To make things worse, the UK has also been dealing with Brexit and over the last year a significant number of our friends, who happened to be European, left the country. So we were already feeling more isolated and down than usual before lockdown even started since most of our social network disappeared on us.

Still, I try to focus on how good we have it. Both of us are still employed, both in jobs that we can do from home. Our neighborhood is crappy, but our flat is pretty nice even if it's not huge. We live on a loud, busy, polluted street, but we do have a small deck so we could at least sit outside sometimes when the weather was nice (this is the UK though, so that's like three days a year).
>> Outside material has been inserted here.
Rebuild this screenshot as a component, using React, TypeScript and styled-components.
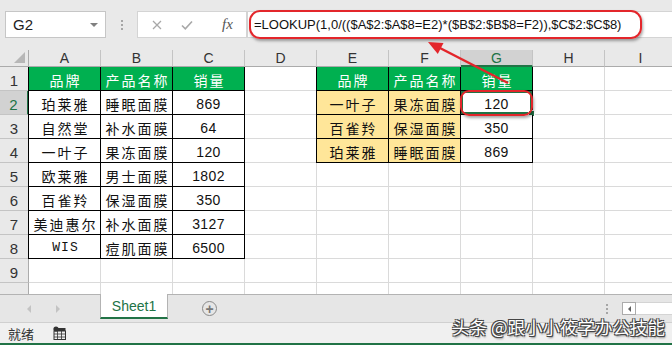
import React from "react";
import styled, { createGlobalStyle, css } from "styled-components";

const GlobalStyle = createGlobalStyle`
  html, body { margin: 0; padding: 0; background: #fff; }
  body { font-family: "Liberation Sans", "Noto Sans CJK SC", sans-serif; overflow: hidden; }
`;

const GREEN = "#217346";
const RED = "#e3262b";

const Frame = styled.div`
  position: relative;
  width: 672px;
  height: 345px;
  overflow: hidden;
  display: flex;
  flex-direction: column;
  background: #e9e9e9;
`;

const TopStrip = styled.div`
  height: 11px;
  flex: none;
`;

const FormulaRow = styled.div`
  height: 27px;
  flex: none;
  display: flex;
  padding-left: 5px;
`;

const NameBox = styled.div`
  width: 101px;
  box-sizing: border-box;
  border: 1px solid #c6c6c6;
  background: #fff;
  display: flex;
  align-items: center;
  justify-content: space-between;
  padding: 0 7px 0 7px;
  font-size: 15px;
  color: #222;
`;

const Caret = styled.span`
  width: 0;
  height: 0;
  border-left: 4px solid transparent;
  border-right: 4px solid transparent;
  border-top: 4px solid #808080;
`;

const Grip = styled.div<{ $w: number }>`
  width: ${(p) => p.$w}px;
  flex: none;
  display: flex;
  flex-direction: column;
  align-items: center;
  justify-content: center;
  gap: 2px;
`;

const GripDot = styled.span`
  width: 2px;
  height: 2px;
  background: #a6a6a6;
`;

const FxBox = styled.div`
  width: 110px;
  flex: none;
  box-sizing: border-box;
  border: 1px solid #d4d4d4;
  background: #fff;
  display: flex;
  align-items: center;
  padding-left: 14px;
  gap: 19px;
`;

const FxLabel = styled.span`
  font-family: "Liberation Serif", serif;
  font-style: italic;
  font-size: 15px;
  color: #555;
  margin-left: 10px;
`;

const FormulaInput = styled.div`
  flex: 1;
  box-sizing: border-box;
  border: 1px solid #d4d4d4;
  border-right: none;
  background: #fff;
  display: flex;
  align-items: center;
  padding-left: 6px;
  font-size: 13px;
  color: #111;
  white-space: nowrap;
`;

const Spacer = styled.div`
  height: 12px;
  flex: none;
`;

const Sheet = styled.div`
  flex: none;
  height: 244px;
  overflow: hidden;
  background: #fff;
  display: grid;
  grid-template-columns: 29px repeat(9, 72px);
  grid-template-rows: 17px repeat(10, 24px);
`;

const Corner = styled.div`
  position: relative;
  box-sizing: border-box;
  border-right: 1px solid #ababab;
  border-bottom: 1px solid #ababab;
  background: #e9e9e9;
  &::after {
    content: "";
    position: absolute;
    right: 3px;
    bottom: 3px;
    width: 0;
    height: 0;
    border-left: 11px solid transparent;
    border-bottom: 11px solid #b7b7b7;
  }
`;

const ColHeader = styled.div<{ $sel?: boolean }>`
  box-sizing: border-box;
  border-right: 1px solid #c4c4c4;
  border-bottom: 1px solid #ababab;
  background: #e9e9e9;
  display: flex;
  align-items: center;
  justify-content: center;
  font-size: 14px;
  color: #333;
  ${(p) =>
    p.$sel &&
    css`
      background: #d2d2d2;
      color: ${GREEN};
      border-bottom: 2px solid ${GREEN};
    `}
`;

const RowHeader = styled.div<{ $sel?: boolean }>`
  box-sizing: border-box;
  border-right: 1px solid #ababab;
  border-bottom: 1px solid #c4c4c4;
  background: #e9e9e9;
  display: flex;
  align-items: center;
  justify-content: center;
  padding-top: 4px;
  font-size: 15px;
  color: #333;
  ${(p) =>
    p.$sel &&
    css`
      background: #d2d2d2;
      color: ${GREEN};
      border-right: 2px solid ${GREEN};
    `}
`;

const CellsArea = styled.div`
  grid-column: 2 / -1;
  grid-row: 2 / -1;
  background-image: linear-gradient(to left, #dadada 1px, transparent 1px),
    linear-gradient(to top, #dadada 1px, transparent 1px);
  background-size: 72px 100%, 100% 24px;
`;

const Table = styled.div<{ $col: string; $row: string }>`
  grid-column: ${(p) => p.$col};
  grid-row: ${(p) => p.$row};
  display: grid;
  grid-template-columns: repeat(3, 72px);
  grid-auto-rows: 24px;
  box-shadow: -1px 0 0 #000;
`;

type Kind = "head" | "key" | "plain";

const Cell = styled.div<{ $kind: Kind; $num?: boolean; $mono?: boolean; $sel?: boolean }>`
  position: relative;
  box-sizing: border-box;
  border-right: 1px solid #000;
  border-bottom: 1px solid #000;
  display: flex;
  align-items: center;
  justify-content: center;
  padding-top: 2px;
  font-family: "Noto Sans CJK SC", "Liberation Sans", sans-serif;
  font-size: 14px;
  letter-spacing: 2px;
  padding-left: 2px;
  color: #111;
  background: ${(p) => (p.$kind === "head" ? "#00b050" : p.$kind === "key" ? "#ffe699" : "#fff")};
  ${(p) => p.$kind === "head" && css`color: #fff;`}
  ${(p) =>
    p.$num &&
    css`
      font-family: "Liberation Sans", sans-serif;
      font-size: 14px;
      letter-spacing: 0.4px;
      padding-left: 0;
    `}
  ${(p) =>
    p.$mono &&
    css`
      font-family: "Liberation Mono", monospace;
      font-size: 13px;
      letter-spacing: 1px;
    `}
  ${(p) =>
    p.$sel &&
    css`
      box-shadow: inset 0 0 0 2px ${GREEN};
      &::after {
        content: "";
        position: absolute;
        right: -3px;
        bottom: -3px;
        width: 5px;
        height: 5px;
        background: ${GREEN};
        border: 1px solid #fff;
      }
    `}
`;

const TabBar = styled.div`
  height: 28px;
  flex: none;
  box-sizing: border-box;
  border-top: 1px solid #b3b3b3;
  background: #e6e6e6;
  display: flex;
  align-items: stretch;
`;

const NavArea = styled.div`
  width: 100px;
  flex: none;
  display: flex;
  align-items: center;
  padding-left: 27px;
  gap: 25px;
  box-sizing: border-box;
`;

const NavArrow = styled.span<{ $dir: "l" | "r" }>`
  width: 0;
  height: 0;
  border-top: 4px solid transparent;
  border-bottom: 4px solid transparent;
  ${(p) => (p.$dir === "l" ? "border-right: 4px solid #c3c3c3;" : "border-left: 4px solid #c3c3c3;")}
`;

const SheetTab = styled.div`
  width: 68px;
  flex: none;
  box-sizing: border-box;
  margin-top: -1px;
  margin-bottom: 3px;
  background: #fff;
  border-left: 1px solid #b3b3b3;
  border-right: 1px solid #b3b3b3;
  border-bottom: 2px solid ${GREEN};
  display: flex;
  align-items: center;
  justify-content: center;
  font-size: 14px;
  color: ${GREEN};
`;

const AddButton = styled.div`
  margin-left: 34px;
  align-self: center;
  width: 15px;
  height: 15px;
  box-sizing: border-box;
  border: 1.5px solid #8a8a8a;
  border-radius: 50%;
  display: flex;
  align-items: center;
  justify-content: center;
  color: #777;
  font-size: 14px;
  font-weight: bold;
  line-height: 1;
`;

const ScrollGroup = styled.div`
  margin-left: auto;
  display: flex;
  align-items: center;
`;

const ScrollLeft = styled.div`
  width: 14px;
  height: 13px;
  box-sizing: border-box;
  border: 1px solid #ababab;
  background: #fff;
  display: flex;
  align-items: center;
  justify-content: center;
  margin-left: 14px;
`;

const ScrollTrack = styled.div`
  width: 36px;
  height: 13px;
  background: #fff;
  border-top: 1px solid #d4d4d4;
  border-bottom: 1px solid #d4d4d4;
  box-sizing: border-box;
`;

const SmallArrow = styled.span`
  width: 0;
  height: 0;
  border-top: 3px solid transparent;
  border-bottom: 3px solid transparent;
  border-right: 3px solid #606060;
`;

const StatusBar = styled.div`
  height: 23px;
  flex: none;
  box-sizing: border-box;
  border-top: 1px solid #d0d0d0;
  border-bottom: 2px solid ${GREEN};
  background: #f0f0f0;
  display: flex;
  align-items: center;
  padding-left: 8px;
  gap: 19px;
  font-family: "Noto Sans CJK SC", sans-serif;
  font-size: 13px;
  color: #333;
`;

const FormulaCircle = styled.div`
  position: absolute;
  left: 249px;
  top: 10px;
  width: 393px;
  height: 29px;
  box-sizing: border-box;
  border: 2.5px solid ${RED};
  border-radius: 11px;
  box-shadow: 1px 2px 3px rgba(0, 0, 0, 0.35);
  pointer-events: none;
`;

const CellCircle = styled.div`
  position: absolute;
  left: 460px;
  top: 90px;
  width: 73px;
  height: 26px;
  box-sizing: border-box;
  border: 2.5px solid ${RED};
  border-radius: 9px;
  box-shadow: 1px 2px 3px rgba(0, 0, 0, 0.35);
  pointer-events: none;
`;

const ArrowSvg = styled.svg`
  position: absolute;
  left: 0;
  top: 0;
  pointer-events: none;
`;

const Watermark = styled.div`
  position: absolute;
  left: 452px;
  top: 314px;
  font-family: "Noto Sans CJK SC", sans-serif;
  font-size: 17.5px;
  color: #fff;
  white-space: nowrap;
  text-shadow: 1px 1px 0 #444, -1px -1px 0 #444, 1px -1px 0 #444, -1px 1px 0 #444, 1px 2px 2px rgba(0, 0, 0, 0.5);
  pointer-events: none;
`;

const COLS = ["A", "B", "C", "D", "E", "F", "G", "H", "I"];

const table1: [string, string, string][] = [
  ["珀莱雅", "睡眠面膜", "869"],
  ["自然堂", "补水面膜", "64"],
  ["一叶子", "果冻面膜", "120"],
  ["欧莱雅", "男士面膜", "1802"],
  ["百雀羚", "保湿面膜", "350"],
  ["美迪惠尔", "补水面膜", "3127"],
  ["WIS", "痘肌面膜", "6500"],
];

const table2: [string, string, string][] = [
  ["一叶子", "果冻面膜", "120"],
  ["百雀羚", "保湿面膜", "350"],
  ["珀莱雅", "睡眠面膜", "869"],
];

const Heads = () => (
  <>
    <Cell $kind="head">品牌</Cell>
    <Cell $kind="head">产品名称</Cell>
    <Cell $kind="head">销量</Cell>
  </>
);

export default function App() {
  return (
    <Frame>
      <GlobalStyle />
      <TopStrip />
      <FormulaRow>
        <NameBox>
          G2
          <Caret />
        </NameBox>
        <Grip $w={31}>
          <GripDot />
          <GripDot />
          <GripDot />
        </Grip>
        <FxBox>
          <svg width="10" height="10" viewBox="0 0 10 10">
            <path d="M1 1L9 9M9 1L1 9" stroke="#a8a8a8" strokeWidth="1.3" fill="none" />
          </svg>
          <svg width="12" height="10" viewBox="0 0 12 10">
            <path d="M1 5.5L4.3 8.8L11 1.5" stroke="#a8a8a8" strokeWidth="1.6" fill="none" />
          </svg>
          <FxLabel>fx</FxLabel>
        </FxBox>
        <FormulaInput>=LOOKUP(1,0/(($A$2:$A$8=E2)*($B$2:$B$8=F2)),$C$2:$C$8)</FormulaInput>
      </FormulaRow>
      <Spacer />
      <Sheet>
        <Corner />
        {COLS.map((c) => (
          <ColHeader key={c} $sel={c === "G"}>
            {c}
          </ColHeader>
        ))}
        {Array.from({ length: 10 }, (_, i) => (
          <RowHeader key={i} $sel={i === 1} style={{ gridRow: i + 2, gridColumn: 1 }}>
            {i < 9 ? i + 1 : ""}
          </RowHeader>
        ))}
        <CellsArea />
        <Table $col="2 / 5" $row="2 / 10">
          <Heads />
          {table1.map((r, i) => (
            <React.Fragment key={i}>
              <Cell $kind="plain" $mono={r[0] === "WIS"}>
                {r[0]}
              </Cell>
              <Cell $kind="plain">{r[1]}</Cell>
              <Cell $kind="plain" $num>
                {r[2]}
              </Cell>
            </React.Fragment>
          ))}
        </Table>
        <Table $col="6 / 9" $row="2 / 6">
          <Heads />
          {table2.map((r, i) => (
            <React.Fragment key={i}>
              <Cell $kind="key">{r[0]}</Cell>
              <Cell $kind="key">{r[1]}</Cell>
              <Cell $kind="plain" $num $sel={i === 0}>
                {r[2]}
              </Cell>
            </React.Fragment>
          ))}
        </Table>
      </Sheet>
      <TabBar>
        <NavArea>
          <NavArrow $dir="l" />
          <NavArrow $dir="r" />
        </NavArea>
        <SheetTab>Sheet1</SheetTab>
        <AddButton>+</AddButton>
        <ScrollGroup>
          <Grip $w={3}>
            <GripDot />
            <GripDot />
            <GripDot />
          </Grip>
          <ScrollLeft>
            <SmallArrow />
          </ScrollLeft>
          <ScrollTrack />
        </ScrollGroup>
      </TabBar>
      <StatusBar>
        <span>就绪</span>
        <svg width="13" height="14" viewBox="0 0 13 14">
          <circle cx="3" cy="3" r="2.6" fill="#333" />
          <rect x="1" y="5" width="11.5" height="8.5" fill="none" stroke="#333" strokeWidth="1" />
          <rect x="5" y="2" width="7.5" height="3" fill="#333" />
          <path d="M1 8H12.5M1 11H12.5M4.5 5V13.5M8.5 5V13.5" stroke="#333" strokeWidth="0.8" />
        </svg>
      </StatusBar>

      <FormulaCircle />
      <CellCircle />
      <ArrowSvg width="672" height="345" viewBox="0 0 672 345">
        <line x1="508" y1="83" x2="438" y2="47" stroke={RED} strokeWidth="2.5" />
        <polygon points="428,42 443.5,43 437.8,54" fill={RED} />
      </ArrowSvg>
      <Watermark>头条 @跟小小筱学办公技能</Watermark>
    </Frame>
  );
}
I remember living in apartments in NYC that were basically big enough for a twin size bed and a desk and nothing else. I know that there are still a lot of people living in places like that with no outside place to go during lockdown. I had one friend and former coworker who died, but otherwise neither of us have lost any family members or very close friends. So all in all, we could be doing much worse.


👤 fergbrain
Yes.

👤 lnsru
I am just tired of all that shitshow in Germany. No masks at very beginning, then normal masks, then ffp2 in Bavaria. Vaccination goes really slow, I don’t believe, that as a young graybeard will be vaccinated earlier than mid 2022. Travel restrictions make real vacation impossible, I spend them basically in my home office. Home office was forbidden before pandemic, so I see positivity in it.

👤 songshuu
Work-from-home didn't make things worse. Constant threat of severe illness and avoiding social contact for a year did.

I've been remote for 5 years, this last year alone was the hard one.

I'm holding out hope that things will turn around soon with fixes to the vaccine rollout, but literally everyone has been on survival mode for way too long.